The same method works for any size you throw at it. A 3000x2000 photo shares a GCD of 1000, which reduces to 3:2. A 1280x1024 image divides by 256 to give 5:4. You’re just hunting for the smallest whole-number pair that holds the proportion, and if the numbers don’t reduce cleanly, the decimal still tells you the shape.

You don’t need to do any of this by hand, though. Drop your pixel dimensions into the aspect ratio calculator and it returns the simplified ratio plus the decimal instantly. Need to resize while keeping the shape? It’ll fill in the matching side for you, so you won’t accidentally stretch the frame.
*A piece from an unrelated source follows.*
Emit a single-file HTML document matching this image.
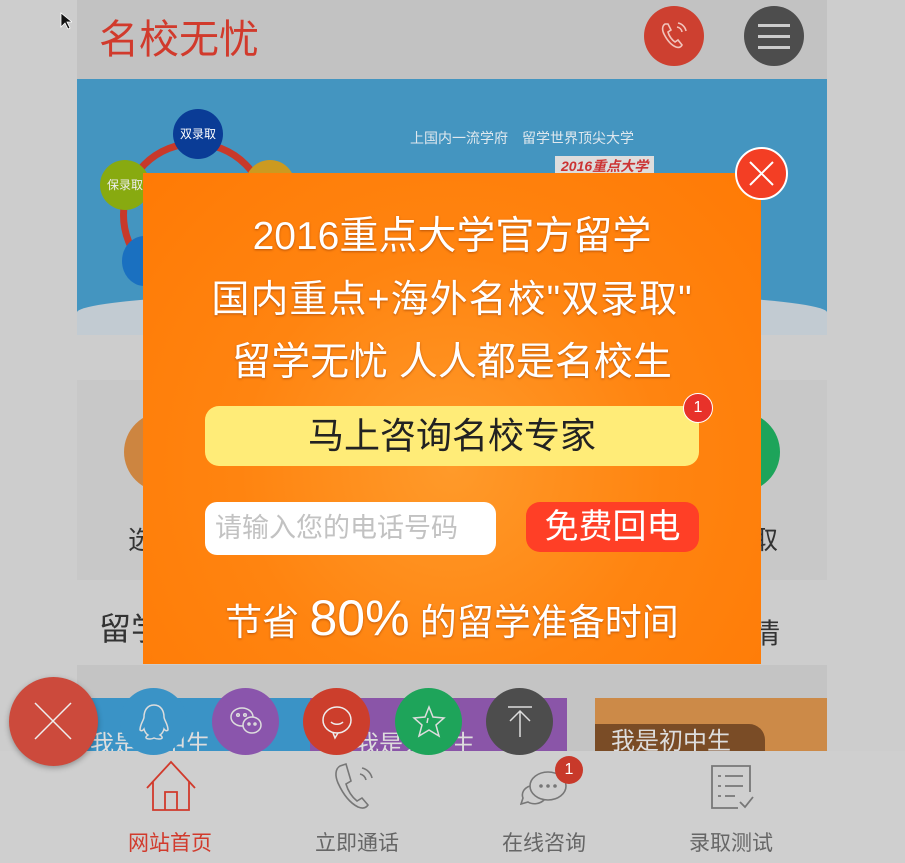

Once you’ve used it a few times, you’ll start recognizing 16:9, 4:3, and 9:16 on sight, and the math becomes a formality you rarely touch.

Frequently asked questions

What are the most common aspect ratios?

The most common aspect ratios are 16:9, 4:3, 3:2, 21:9, 1:1, and 9:16. The 16:9 shape leads by far, since it's the default for YouTube, HDTV, and most monitors, covering roughly 90% of online video you'll watch.

What is the most popular aspect ratio for video?

16:9 is the most popular video aspect ratio, with a decimal value of 1.78. It's the standard for YouTube and HDTV, so a 1920x1080 export fits almost any player. Vertical 9:16 is now second for short-form clips on Reels and TikTok.

What aspect ratio is best for Instagram?

Use 1:1 at 1080x1080 for square feed posts and 4:5 for portrait posts that grab more height. Reels and Stories want 9:16 vertical at 1080x1920, which fills a phone screen from edge to edge without black bars.

What is the 2.39:1 aspect ratio used for?

The 2.39:1 ratio is the modern cinemascope or anamorphic widescreen standard for feature films. It's very wide and short, so a frame like 1920x803 gives that letterboxed cinematic look you see in theaters and on Blu-ray.

How do I figure out an aspect ratio from pixels?

Divide the width by the height, then simplify both numbers by their greatest common divisor. For 1920 by 1080, the GCD is 120, which reduces to 16:9. Our aspect ratio calculator runs this math and shows the simplified pair instantly.